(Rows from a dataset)
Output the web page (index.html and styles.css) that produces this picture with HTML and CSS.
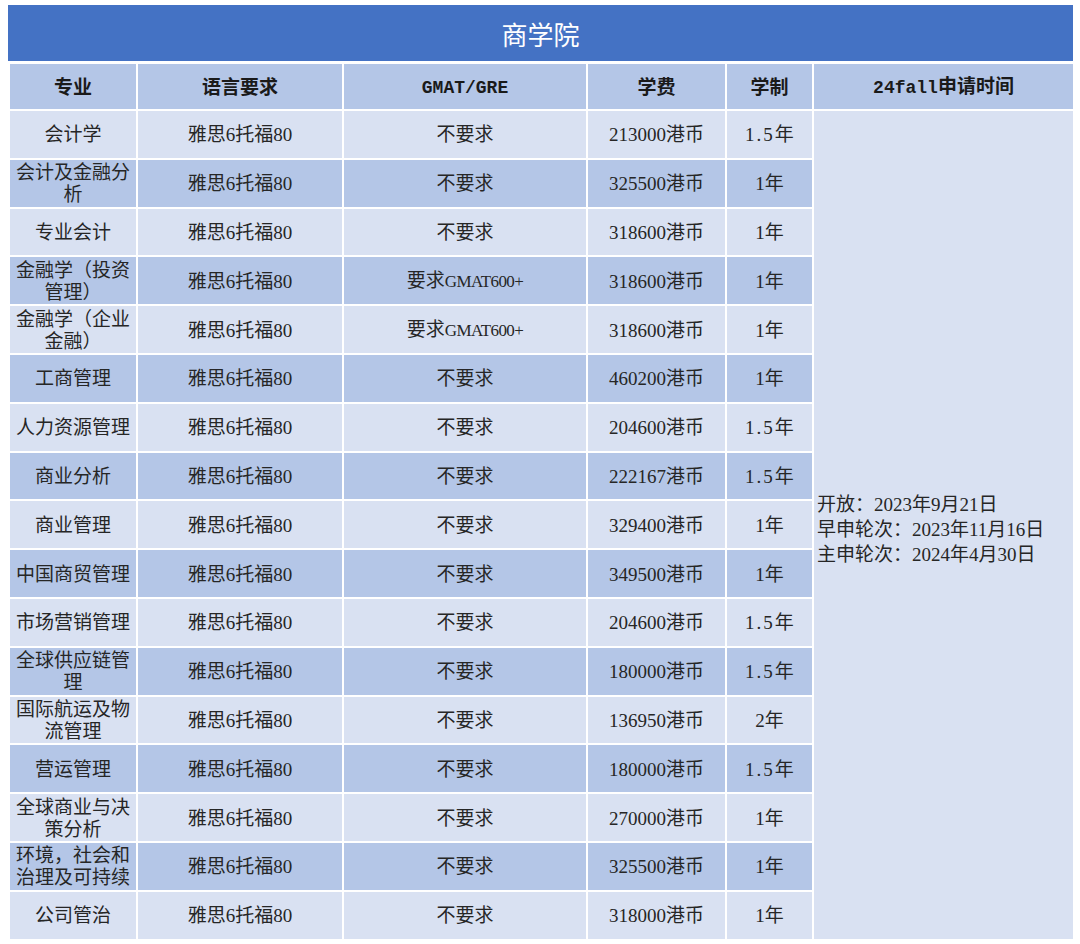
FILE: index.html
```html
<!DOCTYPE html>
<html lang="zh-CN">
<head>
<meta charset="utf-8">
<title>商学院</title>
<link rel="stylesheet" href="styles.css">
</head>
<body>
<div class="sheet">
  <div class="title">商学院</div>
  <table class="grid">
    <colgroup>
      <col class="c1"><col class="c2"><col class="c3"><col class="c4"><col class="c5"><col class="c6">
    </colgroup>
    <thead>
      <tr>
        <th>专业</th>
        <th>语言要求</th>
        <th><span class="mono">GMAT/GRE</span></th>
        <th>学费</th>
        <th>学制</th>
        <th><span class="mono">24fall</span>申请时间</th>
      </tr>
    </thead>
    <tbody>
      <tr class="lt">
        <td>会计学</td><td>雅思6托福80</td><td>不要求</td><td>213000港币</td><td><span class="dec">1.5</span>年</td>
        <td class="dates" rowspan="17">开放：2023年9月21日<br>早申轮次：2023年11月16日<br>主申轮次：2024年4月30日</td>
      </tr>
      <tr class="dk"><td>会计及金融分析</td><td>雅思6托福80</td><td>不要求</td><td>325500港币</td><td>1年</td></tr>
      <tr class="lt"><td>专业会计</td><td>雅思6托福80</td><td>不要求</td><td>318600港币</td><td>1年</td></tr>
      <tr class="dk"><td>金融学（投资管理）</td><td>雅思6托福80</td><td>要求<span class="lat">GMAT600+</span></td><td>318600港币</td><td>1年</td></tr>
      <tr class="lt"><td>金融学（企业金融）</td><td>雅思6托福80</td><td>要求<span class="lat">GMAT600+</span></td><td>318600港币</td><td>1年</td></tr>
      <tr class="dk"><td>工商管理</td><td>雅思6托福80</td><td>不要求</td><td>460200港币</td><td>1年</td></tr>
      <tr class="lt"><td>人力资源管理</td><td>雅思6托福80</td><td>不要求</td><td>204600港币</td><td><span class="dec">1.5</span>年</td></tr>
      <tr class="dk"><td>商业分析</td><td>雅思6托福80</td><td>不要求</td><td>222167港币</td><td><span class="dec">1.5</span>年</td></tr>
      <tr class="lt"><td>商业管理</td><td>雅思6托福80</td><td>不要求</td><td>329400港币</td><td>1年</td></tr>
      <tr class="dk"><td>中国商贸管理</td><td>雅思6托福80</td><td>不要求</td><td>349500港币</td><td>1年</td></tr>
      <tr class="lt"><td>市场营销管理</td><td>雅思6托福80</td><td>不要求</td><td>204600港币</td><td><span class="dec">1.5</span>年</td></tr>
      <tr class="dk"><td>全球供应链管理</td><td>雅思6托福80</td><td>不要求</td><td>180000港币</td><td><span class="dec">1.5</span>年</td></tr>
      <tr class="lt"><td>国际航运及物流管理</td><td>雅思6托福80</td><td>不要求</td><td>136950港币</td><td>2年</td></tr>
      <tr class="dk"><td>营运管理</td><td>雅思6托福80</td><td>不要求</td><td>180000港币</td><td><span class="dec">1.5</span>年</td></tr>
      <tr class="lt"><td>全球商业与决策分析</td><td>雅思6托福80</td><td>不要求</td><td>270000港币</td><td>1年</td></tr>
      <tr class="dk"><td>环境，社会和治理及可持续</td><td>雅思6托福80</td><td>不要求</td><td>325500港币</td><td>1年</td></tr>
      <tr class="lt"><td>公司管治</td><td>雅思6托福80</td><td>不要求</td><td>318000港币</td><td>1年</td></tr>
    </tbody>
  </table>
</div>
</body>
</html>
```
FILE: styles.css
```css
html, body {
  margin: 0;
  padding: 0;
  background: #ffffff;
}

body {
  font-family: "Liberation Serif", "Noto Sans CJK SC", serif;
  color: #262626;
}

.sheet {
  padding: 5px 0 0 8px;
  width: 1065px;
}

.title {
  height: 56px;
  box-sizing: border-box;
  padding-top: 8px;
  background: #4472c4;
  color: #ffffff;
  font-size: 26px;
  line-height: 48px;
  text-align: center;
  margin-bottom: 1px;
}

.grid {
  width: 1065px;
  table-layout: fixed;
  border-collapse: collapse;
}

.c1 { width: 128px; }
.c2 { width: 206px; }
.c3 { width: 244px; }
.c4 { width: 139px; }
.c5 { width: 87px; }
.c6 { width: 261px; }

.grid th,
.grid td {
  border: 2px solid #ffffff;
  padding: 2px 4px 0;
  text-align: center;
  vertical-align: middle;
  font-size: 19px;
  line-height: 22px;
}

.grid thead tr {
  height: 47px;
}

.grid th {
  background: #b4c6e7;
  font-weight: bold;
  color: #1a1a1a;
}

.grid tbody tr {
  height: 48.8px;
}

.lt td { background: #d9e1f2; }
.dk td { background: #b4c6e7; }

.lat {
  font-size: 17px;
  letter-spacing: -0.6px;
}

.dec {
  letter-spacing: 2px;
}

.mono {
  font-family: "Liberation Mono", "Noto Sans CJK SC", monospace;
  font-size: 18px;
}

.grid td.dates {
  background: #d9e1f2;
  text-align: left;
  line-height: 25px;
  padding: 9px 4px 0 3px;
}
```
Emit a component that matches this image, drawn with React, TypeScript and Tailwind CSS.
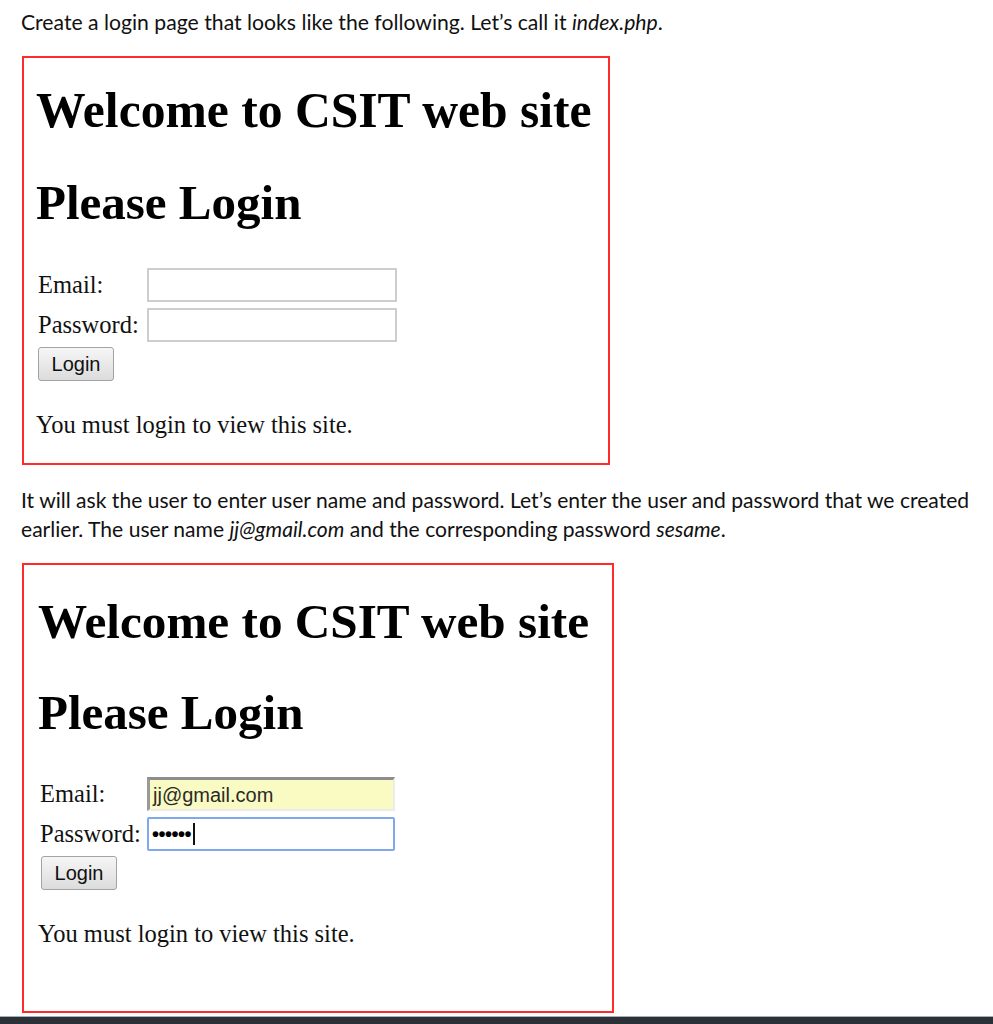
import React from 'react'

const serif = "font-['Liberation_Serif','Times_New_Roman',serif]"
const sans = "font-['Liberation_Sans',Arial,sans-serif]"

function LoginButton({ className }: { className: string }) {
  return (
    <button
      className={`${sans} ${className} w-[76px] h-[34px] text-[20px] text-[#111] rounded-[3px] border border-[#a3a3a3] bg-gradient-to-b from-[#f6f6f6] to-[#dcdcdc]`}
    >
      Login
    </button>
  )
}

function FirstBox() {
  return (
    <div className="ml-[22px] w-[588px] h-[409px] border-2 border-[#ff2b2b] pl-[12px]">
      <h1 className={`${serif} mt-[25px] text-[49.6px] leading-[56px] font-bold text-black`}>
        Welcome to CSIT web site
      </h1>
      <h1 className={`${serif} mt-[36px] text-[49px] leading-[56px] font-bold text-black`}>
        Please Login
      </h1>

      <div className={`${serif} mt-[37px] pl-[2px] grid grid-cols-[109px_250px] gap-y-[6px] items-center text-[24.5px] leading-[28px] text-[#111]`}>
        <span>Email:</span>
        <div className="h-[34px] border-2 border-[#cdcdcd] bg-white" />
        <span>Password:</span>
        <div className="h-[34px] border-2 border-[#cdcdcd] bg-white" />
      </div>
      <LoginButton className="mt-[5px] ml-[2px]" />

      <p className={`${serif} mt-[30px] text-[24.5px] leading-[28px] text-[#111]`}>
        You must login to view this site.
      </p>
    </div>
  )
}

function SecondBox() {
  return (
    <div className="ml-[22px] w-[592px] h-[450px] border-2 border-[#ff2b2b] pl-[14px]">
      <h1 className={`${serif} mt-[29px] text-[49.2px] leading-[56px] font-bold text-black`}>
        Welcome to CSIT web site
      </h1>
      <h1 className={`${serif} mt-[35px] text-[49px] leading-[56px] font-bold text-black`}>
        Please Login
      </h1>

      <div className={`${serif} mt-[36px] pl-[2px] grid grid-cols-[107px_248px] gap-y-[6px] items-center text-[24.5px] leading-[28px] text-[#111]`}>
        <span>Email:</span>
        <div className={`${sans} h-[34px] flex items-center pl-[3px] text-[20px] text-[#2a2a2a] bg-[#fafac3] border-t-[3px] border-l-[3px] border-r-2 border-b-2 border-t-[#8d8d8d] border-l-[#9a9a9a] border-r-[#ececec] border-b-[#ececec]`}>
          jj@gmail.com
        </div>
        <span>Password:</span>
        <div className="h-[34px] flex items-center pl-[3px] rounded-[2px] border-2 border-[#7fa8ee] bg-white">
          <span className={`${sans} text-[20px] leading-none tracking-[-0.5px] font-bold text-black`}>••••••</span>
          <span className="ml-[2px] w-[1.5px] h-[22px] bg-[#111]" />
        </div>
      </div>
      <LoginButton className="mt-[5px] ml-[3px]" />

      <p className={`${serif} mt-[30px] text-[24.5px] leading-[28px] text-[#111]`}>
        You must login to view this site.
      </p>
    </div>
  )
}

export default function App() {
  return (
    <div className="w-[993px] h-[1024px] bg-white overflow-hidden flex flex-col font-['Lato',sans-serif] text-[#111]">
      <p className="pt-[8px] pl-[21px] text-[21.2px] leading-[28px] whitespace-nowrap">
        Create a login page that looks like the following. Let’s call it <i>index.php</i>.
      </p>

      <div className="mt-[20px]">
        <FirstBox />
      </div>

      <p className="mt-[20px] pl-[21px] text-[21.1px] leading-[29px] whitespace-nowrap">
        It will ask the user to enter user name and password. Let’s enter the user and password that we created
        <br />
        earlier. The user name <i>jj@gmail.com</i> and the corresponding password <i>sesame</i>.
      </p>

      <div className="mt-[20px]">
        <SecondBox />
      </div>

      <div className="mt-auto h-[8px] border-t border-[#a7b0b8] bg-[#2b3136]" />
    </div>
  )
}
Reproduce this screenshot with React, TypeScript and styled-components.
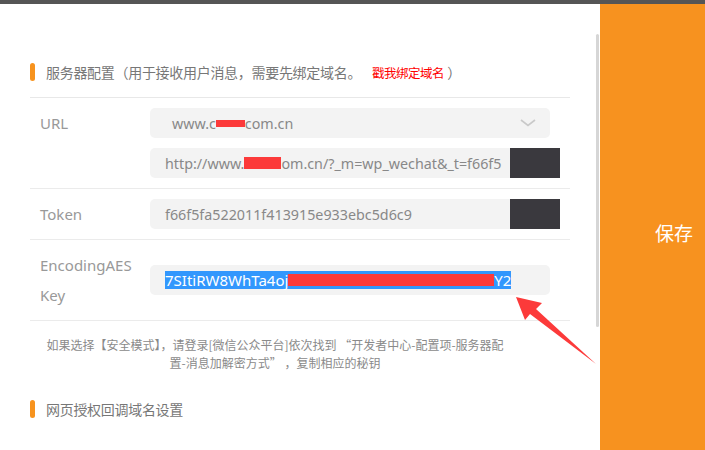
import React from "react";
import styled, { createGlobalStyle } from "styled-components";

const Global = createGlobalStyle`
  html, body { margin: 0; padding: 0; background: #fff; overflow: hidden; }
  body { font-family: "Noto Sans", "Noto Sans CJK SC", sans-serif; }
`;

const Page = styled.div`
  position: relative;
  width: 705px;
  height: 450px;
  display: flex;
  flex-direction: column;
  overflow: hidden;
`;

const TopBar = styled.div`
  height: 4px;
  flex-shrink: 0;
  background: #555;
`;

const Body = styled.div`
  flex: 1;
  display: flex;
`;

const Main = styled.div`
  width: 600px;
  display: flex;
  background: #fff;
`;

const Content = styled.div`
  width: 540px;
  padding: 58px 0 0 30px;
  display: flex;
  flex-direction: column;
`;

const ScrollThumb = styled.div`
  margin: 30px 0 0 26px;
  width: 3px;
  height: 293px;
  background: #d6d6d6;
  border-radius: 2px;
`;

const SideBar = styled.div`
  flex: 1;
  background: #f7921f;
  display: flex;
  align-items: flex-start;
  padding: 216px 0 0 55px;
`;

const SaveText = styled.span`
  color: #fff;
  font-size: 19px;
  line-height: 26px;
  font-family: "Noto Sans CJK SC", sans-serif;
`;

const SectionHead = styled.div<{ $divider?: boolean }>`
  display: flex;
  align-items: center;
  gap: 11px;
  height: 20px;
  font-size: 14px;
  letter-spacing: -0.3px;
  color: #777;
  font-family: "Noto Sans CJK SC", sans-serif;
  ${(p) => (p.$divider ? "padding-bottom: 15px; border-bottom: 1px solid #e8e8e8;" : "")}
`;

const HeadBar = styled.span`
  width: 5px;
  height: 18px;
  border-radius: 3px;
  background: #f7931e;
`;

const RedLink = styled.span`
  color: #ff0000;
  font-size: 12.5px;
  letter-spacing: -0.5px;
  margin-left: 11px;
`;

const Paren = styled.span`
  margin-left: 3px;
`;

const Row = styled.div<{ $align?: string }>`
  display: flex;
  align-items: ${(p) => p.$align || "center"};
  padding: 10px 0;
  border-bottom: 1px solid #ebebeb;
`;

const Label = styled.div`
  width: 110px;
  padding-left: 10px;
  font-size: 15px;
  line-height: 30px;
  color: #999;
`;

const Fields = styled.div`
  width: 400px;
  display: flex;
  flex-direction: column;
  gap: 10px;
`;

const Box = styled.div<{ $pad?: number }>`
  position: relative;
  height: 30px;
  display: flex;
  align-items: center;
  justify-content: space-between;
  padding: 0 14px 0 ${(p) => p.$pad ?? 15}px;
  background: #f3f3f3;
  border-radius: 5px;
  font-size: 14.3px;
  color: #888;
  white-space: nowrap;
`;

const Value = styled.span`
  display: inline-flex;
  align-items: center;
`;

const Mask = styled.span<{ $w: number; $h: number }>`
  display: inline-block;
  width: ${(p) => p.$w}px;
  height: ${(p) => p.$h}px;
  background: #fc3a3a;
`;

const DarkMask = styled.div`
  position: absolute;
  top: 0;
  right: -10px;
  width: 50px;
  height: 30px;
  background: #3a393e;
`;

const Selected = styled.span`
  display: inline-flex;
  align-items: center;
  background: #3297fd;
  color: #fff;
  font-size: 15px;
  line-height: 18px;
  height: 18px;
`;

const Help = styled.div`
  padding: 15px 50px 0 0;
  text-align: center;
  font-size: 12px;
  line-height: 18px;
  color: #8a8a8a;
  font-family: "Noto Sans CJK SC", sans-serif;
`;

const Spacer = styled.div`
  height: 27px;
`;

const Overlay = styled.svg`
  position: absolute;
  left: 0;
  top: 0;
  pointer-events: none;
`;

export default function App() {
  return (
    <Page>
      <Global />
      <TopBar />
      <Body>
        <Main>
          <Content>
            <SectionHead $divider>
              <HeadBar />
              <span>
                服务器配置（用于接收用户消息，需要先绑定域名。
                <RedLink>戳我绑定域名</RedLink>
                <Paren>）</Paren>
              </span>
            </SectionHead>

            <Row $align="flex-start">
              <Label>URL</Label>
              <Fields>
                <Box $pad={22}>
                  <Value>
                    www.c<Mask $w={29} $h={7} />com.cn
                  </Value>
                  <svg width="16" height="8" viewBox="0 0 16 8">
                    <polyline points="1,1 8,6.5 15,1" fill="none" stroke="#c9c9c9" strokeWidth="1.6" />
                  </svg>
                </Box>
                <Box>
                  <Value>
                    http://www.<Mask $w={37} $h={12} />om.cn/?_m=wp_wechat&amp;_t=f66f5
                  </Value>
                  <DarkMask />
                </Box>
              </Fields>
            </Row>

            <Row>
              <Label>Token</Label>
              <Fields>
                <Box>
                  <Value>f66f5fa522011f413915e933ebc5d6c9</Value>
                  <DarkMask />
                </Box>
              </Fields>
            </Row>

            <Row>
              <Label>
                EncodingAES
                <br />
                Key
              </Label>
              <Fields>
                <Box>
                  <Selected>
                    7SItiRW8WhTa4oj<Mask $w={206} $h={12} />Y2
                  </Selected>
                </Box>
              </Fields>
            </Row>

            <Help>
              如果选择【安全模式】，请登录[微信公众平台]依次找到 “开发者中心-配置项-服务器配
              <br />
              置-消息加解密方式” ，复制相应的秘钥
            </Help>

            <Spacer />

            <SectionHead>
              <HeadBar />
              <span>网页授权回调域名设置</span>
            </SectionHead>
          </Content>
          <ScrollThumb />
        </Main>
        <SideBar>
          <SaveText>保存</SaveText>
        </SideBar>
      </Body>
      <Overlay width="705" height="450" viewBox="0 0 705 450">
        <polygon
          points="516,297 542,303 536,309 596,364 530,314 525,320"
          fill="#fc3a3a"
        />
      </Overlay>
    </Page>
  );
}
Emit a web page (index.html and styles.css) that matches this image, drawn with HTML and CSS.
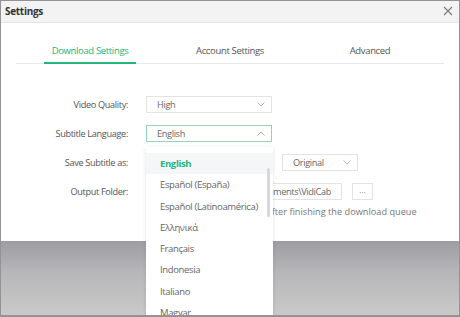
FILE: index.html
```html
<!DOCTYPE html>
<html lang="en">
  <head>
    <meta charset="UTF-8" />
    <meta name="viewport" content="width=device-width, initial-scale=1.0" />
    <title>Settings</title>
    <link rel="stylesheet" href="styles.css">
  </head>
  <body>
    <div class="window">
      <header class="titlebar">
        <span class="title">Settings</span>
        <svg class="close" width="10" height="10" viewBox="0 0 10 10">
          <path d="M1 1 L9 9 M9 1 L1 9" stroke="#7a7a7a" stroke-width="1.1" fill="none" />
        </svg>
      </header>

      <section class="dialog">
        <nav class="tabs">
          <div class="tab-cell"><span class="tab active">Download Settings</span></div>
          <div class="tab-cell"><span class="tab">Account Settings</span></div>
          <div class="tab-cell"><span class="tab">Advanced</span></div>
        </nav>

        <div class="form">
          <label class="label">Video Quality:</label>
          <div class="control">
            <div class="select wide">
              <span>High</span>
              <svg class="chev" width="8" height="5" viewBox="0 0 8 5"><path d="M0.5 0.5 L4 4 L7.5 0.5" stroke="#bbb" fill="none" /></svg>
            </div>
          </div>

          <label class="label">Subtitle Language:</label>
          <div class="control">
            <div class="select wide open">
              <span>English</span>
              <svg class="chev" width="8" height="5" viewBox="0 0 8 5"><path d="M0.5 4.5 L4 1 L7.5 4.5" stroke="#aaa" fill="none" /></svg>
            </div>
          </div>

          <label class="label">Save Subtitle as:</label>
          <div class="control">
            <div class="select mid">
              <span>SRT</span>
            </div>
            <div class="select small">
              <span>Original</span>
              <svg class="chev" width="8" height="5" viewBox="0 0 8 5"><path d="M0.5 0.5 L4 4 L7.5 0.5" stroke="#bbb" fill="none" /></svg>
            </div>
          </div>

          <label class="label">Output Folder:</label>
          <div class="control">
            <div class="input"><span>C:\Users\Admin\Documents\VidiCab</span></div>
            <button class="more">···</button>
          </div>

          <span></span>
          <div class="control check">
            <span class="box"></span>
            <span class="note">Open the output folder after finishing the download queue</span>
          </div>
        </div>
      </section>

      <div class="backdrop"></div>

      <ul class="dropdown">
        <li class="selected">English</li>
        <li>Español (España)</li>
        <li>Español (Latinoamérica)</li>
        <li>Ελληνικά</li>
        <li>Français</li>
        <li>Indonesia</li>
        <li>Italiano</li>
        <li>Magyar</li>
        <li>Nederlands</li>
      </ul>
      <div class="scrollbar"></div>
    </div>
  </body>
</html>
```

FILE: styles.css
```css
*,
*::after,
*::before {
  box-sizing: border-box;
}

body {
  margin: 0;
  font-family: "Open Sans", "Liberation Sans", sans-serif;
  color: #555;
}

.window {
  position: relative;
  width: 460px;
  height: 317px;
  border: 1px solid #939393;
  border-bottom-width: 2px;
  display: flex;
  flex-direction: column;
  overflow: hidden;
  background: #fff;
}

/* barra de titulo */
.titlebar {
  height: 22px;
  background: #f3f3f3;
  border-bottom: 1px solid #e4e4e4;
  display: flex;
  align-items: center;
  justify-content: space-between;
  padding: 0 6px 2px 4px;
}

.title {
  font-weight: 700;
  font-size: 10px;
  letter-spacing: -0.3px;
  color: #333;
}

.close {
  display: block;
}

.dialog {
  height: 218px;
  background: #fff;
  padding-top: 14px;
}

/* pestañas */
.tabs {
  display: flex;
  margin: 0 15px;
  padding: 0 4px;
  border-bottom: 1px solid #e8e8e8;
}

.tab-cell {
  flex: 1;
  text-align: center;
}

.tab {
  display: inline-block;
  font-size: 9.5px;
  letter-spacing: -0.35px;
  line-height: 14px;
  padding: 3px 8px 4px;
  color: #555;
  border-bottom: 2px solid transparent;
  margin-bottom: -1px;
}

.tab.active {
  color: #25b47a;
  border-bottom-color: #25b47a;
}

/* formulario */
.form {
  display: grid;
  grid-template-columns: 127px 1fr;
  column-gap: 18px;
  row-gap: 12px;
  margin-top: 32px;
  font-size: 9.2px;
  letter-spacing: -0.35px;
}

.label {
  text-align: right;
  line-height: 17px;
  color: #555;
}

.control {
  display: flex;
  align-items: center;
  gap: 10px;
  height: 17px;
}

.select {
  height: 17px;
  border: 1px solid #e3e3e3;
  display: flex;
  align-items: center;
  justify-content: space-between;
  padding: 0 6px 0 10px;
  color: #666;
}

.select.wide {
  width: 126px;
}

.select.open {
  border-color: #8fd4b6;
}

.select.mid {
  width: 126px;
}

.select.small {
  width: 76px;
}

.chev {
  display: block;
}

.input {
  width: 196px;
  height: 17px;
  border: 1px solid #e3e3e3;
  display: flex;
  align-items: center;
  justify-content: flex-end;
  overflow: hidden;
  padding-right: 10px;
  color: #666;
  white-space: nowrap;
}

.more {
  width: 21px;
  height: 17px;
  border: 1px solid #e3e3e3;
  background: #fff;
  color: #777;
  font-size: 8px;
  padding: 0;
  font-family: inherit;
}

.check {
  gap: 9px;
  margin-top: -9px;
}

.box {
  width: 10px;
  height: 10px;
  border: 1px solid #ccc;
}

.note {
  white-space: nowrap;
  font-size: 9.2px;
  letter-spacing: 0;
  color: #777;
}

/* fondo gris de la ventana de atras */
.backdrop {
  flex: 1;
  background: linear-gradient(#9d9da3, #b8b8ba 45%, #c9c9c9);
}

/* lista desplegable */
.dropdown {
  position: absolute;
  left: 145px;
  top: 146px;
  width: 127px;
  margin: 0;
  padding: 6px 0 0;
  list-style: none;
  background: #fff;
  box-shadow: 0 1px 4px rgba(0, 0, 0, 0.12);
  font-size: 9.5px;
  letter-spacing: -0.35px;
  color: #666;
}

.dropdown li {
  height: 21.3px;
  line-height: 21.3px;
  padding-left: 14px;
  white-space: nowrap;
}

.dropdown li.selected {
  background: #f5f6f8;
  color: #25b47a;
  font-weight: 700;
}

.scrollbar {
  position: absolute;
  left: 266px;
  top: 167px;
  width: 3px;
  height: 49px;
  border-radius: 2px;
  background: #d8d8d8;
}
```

**GIVEN EXERCISE:** From the data above, pick out each line containing "matches" and copy it.

**TASK ANSWER:**
Emit a component that matches this image, drawn with React, TypeScript and Tailwind CSS.
Emit a web page (index.html and styles.css) that matches this image, drawn with HTML and CSS.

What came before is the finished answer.